G. Garibaldi.Il generale Sirtori aveva già assicurati due vapori, il "Torino" ed il "Franklin", che faceva trovar pronti nel porto di Taormina. Senza perdita di tempo, appena arrivato a Messina, Garibaldi ordina a Bixio, che tanto aveva sospirato quel comando, di mandare tutta la sua gente a Taormina (circa 4000 uomini) e d'imbarcarla sui due piroscafi. Bixio, che tutto aveva approntato per il passaggio dello Stretto, imbarcate le sue truppe, monta sul "Torino"; Garibaldi, arrivato in carozza da Messina, sale sul "Franklin" e nella notte del 19 di agosto, levate le ancore partono per la Calabria, ed allo spuntar dell'alba del 20 i due vapori si accostano a Melito tra Capo dell'Armi e Spartivento. Disgraziatamente nel prendere terra il "Torino" rimaneva arenato, ma non per questo venne ritardato lo sbarco a terra delle truppe garibaldine che fu effettuato senza contrasto; solo più tardi le navi da guerra napolitane in crociera se ne accorsero e presero a bombardare il "Torino" vuoto.
Bisognava impadronirsi con un colpo di mano di Reggio; e senza esitare il generale Garibaldi ordina di muovere all'assalto, e la sera del 20 i garibaldini ripresero la marcia. Ad una certa distanza dalla città il Generale faceva obbliquare a destra e per sentieri remoti, evitando gli avamposti nemici appostati sullo stradale, e guidato dal colonnello Plutino si avvicinava alla piazza. Fatti riposare i volontari e disposto che la divisione Bixio dovesse assalire dalla parte di destra e quella di Eberhardt da sinistra, dopo forte resistenza i nostri s'impadroniscono della città ed obbligano i Regi a rinchiudersi nel Castello.

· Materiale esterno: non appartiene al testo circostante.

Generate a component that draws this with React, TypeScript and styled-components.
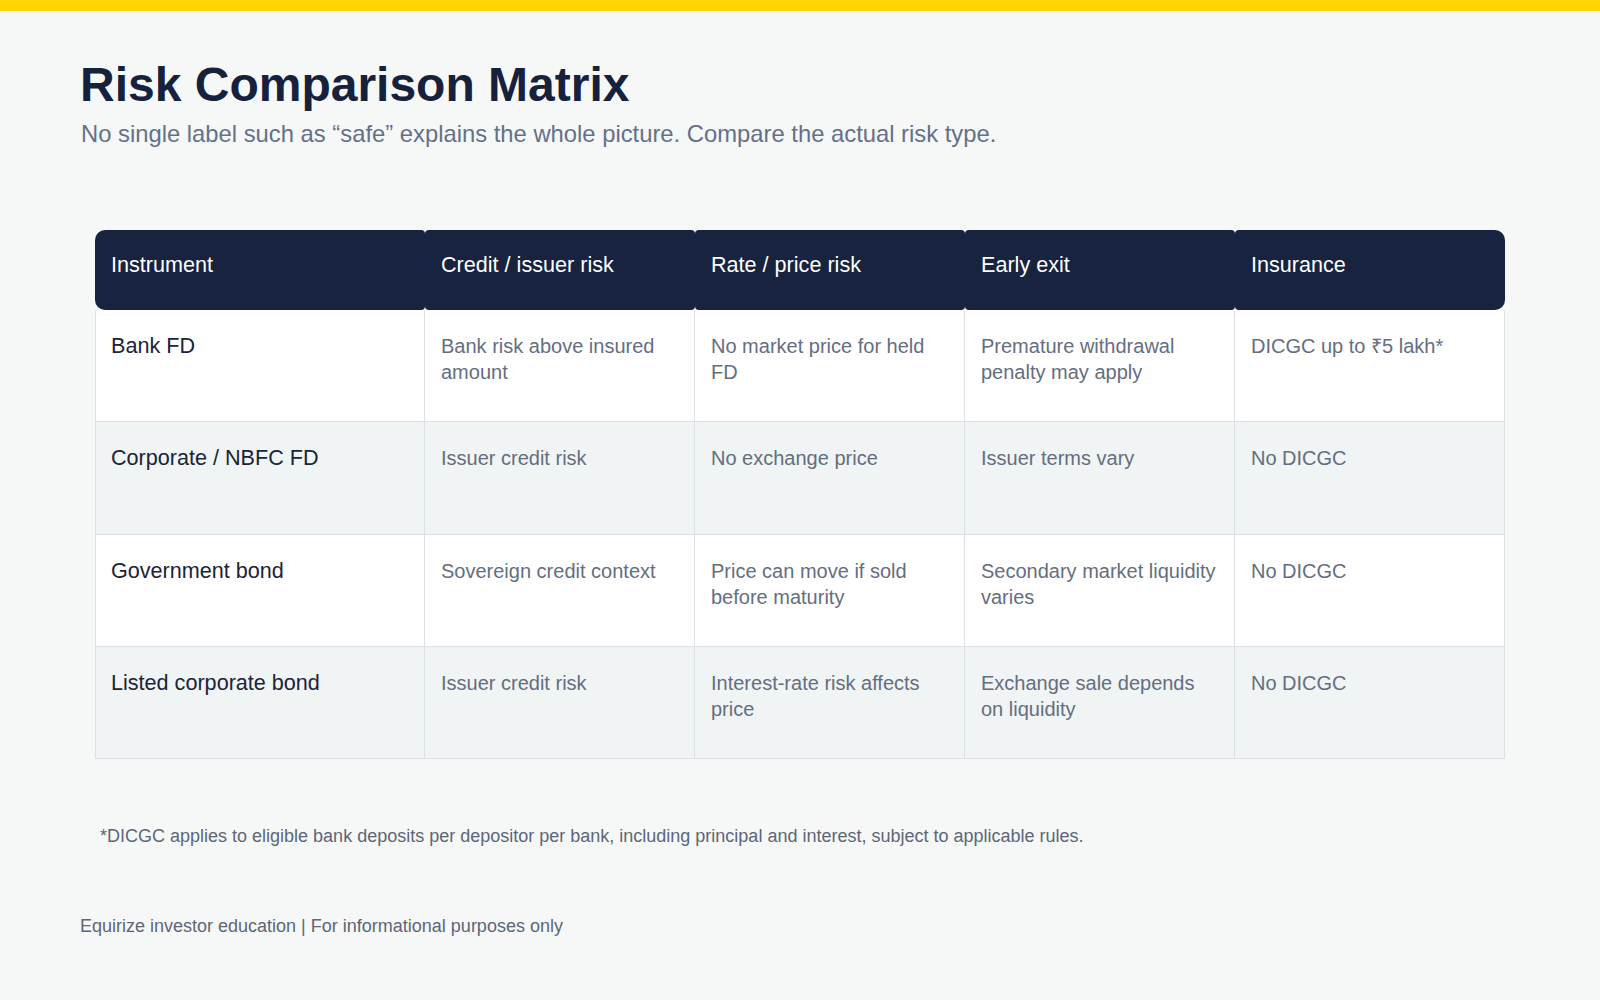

A Garibaldi importava d'impossessarsi del Castello, perchè aveva avuto notizia che una forte colonna nemica, comandata dal generale Briganti, marciava su Reggio. Fortunatamente la comparsa di Missori, coi suoi reduci dall'impresa del Forte Cavallo, fece credere ai Napoletani che erano rinchiusi, di essere accerchiati, per cui alle prime fucilate piovute dall'alto domandarono d'arrendersi.